>>>

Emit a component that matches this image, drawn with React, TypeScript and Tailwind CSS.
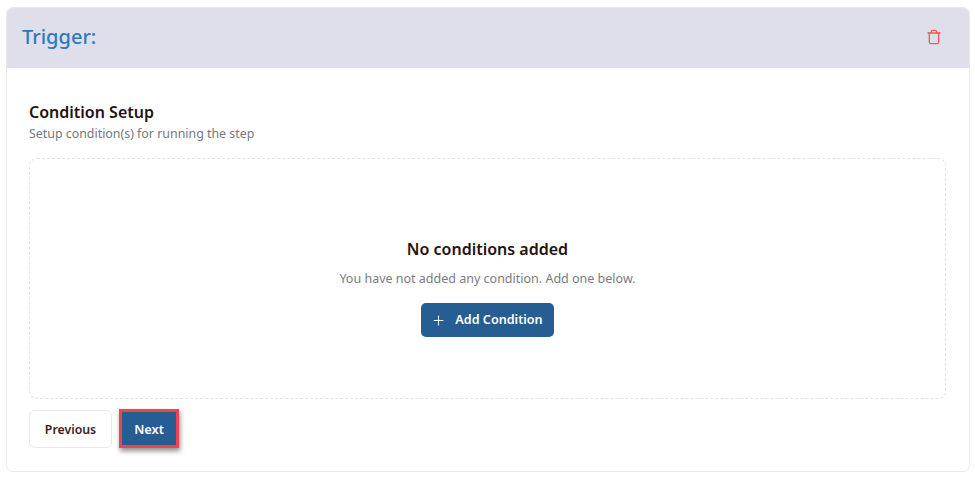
import { Plus, Trash } from "lucide-react";

export default function App() {
  return (
    <div className="h-[479px] w-[975px] bg-white px-[6px] pt-[7px] font-['Noto_Sans',sans-serif]">
      <div className="flex h-[465px] w-[964px] flex-col overflow-hidden rounded-[7px] border border-[#e9e9ec] bg-white">
        <div className="flex h-[60px] items-center justify-between bg-[#dfdfeb] pb-[2px] pl-[15px] pr-[27px]">
          <h1 className="text-[20px] font-medium leading-[28px] text-[#2f7abd]">Trigger:</h1>
          <Trash className="h-[16px] w-[16px] text-[#e85c5c]" strokeWidth={2} />
        </div>
        <div className="flex flex-1 flex-col px-[22px] pt-[33px]">
          <h2 className="text-[16px] font-semibold leading-[22px] text-[#26120f]">Condition Setup</h2>
          <p className="mt-[2px] text-[12.4px] leading-[18px] text-[#77777f]">Setup condition(s) for running the step</p>
          <div className="mt-[15px] flex h-[241px] w-[917px] flex-col items-center rounded-[8px] border border-dashed border-[#e3e3e6] pt-[78px]">
            <h3 className="text-[16px] font-semibold leading-[24px] text-[#26120f]">No conditions added</h3>
            <p className="mt-[8px] text-[12.5px] leading-[20px] text-[#7b7b83]">You have not added any condition. Add one below.</p>
            <button className="mt-[14px] flex h-[34px] w-[133px] items-center justify-center gap-[9px] rounded-[5px] bg-[#265e93] pr-[1px] pt-[1px] text-[12.6px] font-semibold text-white">
              <Plus className="h-[15px] w-[15px]" strokeWidth={1.75} />
              Add Condition
            </button>
          </div>
          <div className="mt-[10px] flex items-center gap-[7px]">
            <button className="h-[38px] w-[83px] rounded-[6px] border border-[#e8e8ea] bg-white pt-[3px] text-[12.3px] font-semibold text-[#3a1f1c]">Previous</button>
            <button className="h-[39px] w-[60px] border-[3px] border-[#f0434a] bg-[#265e93] pt-[2px] text-[12.8px] font-semibold text-white shadow-[1px_3px_5px_rgba(0,0,0,0.45)]">Next</button>
          </div>
        </div>
      </div>
    </div>
  );
}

<<<

** PROBLEM TO SOLVE **
Leave out the pictures and restate everything else word for word.

** THE SOLUTION **
Emit a component that matches this image, drawn with React, TypeScript and Tailwind CSS.
import { Plus, Trash } from "lucide-react";

export default function App() {
  return (
    <div className="h-[479px] w-[975px] bg-white px-[6px] pt-[7px] font-['Noto_Sans',sans-serif]">
      <div className="flex h-[465px] w-[964px] flex-col overflow-hidden rounded-[7px] border border-[#e9e9ec] bg-white">
        <div className="flex h-[60px] items-center justify-between bg-[#dfdfeb] pb-[2px] pl-[15px] pr-[27px]">
          <h1 className="text-[20px] font-medium leading-[28px] text-[#2f7abd]">Trigger:</h1>
          <Trash className="h-[16px] w-[16px] text-[#e85c5c]" strokeWidth={2} />
        </div>
        <div className="flex flex-1 flex-col px-[22px] pt-[33px]">
          <h2 className="text-[16px] font-semibold leading-[22px] text-[#26120f]">Condition Setup</h2>
          <p className="mt-[2px] text-[12.4px] leading-[18px] text-[#77777f]">Setup condition(s) for running the step</p>
          <div className="mt-[15px] flex h-[241px] w-[917px] flex-col items-center rounded-[8px] border border-dashed border-[#e3e3e6] pt-[78px]">
            <h3 className="text-[16px] font-semibold leading-[24px] text-[#26120f]">No conditions added</h3>
            <p className="mt-[8px] text-[12.5px] leading-[20px] text-[#7b7b83]">You have not added any condition. Add one below.</p>
            <button className="mt-[14px] flex h-[34px] w-[133px] items-center justify-center gap-[9px] rounded-[5px] bg-[#265e93] pr-[1px] pt-[1px] text-[12.6px] font-semibold text-white">
              <Plus className="h-[15px] w-[15px]" strokeWidth={1.75} />
              Add Condition
            </button>
          </div>
          <div className="mt-[10px] flex items-center gap-[7px]">
            <button className="h-[38px] w-[83px] rounded-[6px] border border-[#e8e8ea] bg-white pt-[3px] text-[12.3px] font-semibold text-[#3a1f1c]">Previous</button>
            <button className="h-[39px] w-[60px] border-[3px] border-[#f0434a] bg-[#265e93] pt-[2px] text-[12.8px] font-semibold text-white shadow-[1px_3px_5px_rgba(0,0,0,0.45)]">Next</button>
          </div>
        </div>
      </div>
    </div>
  );
}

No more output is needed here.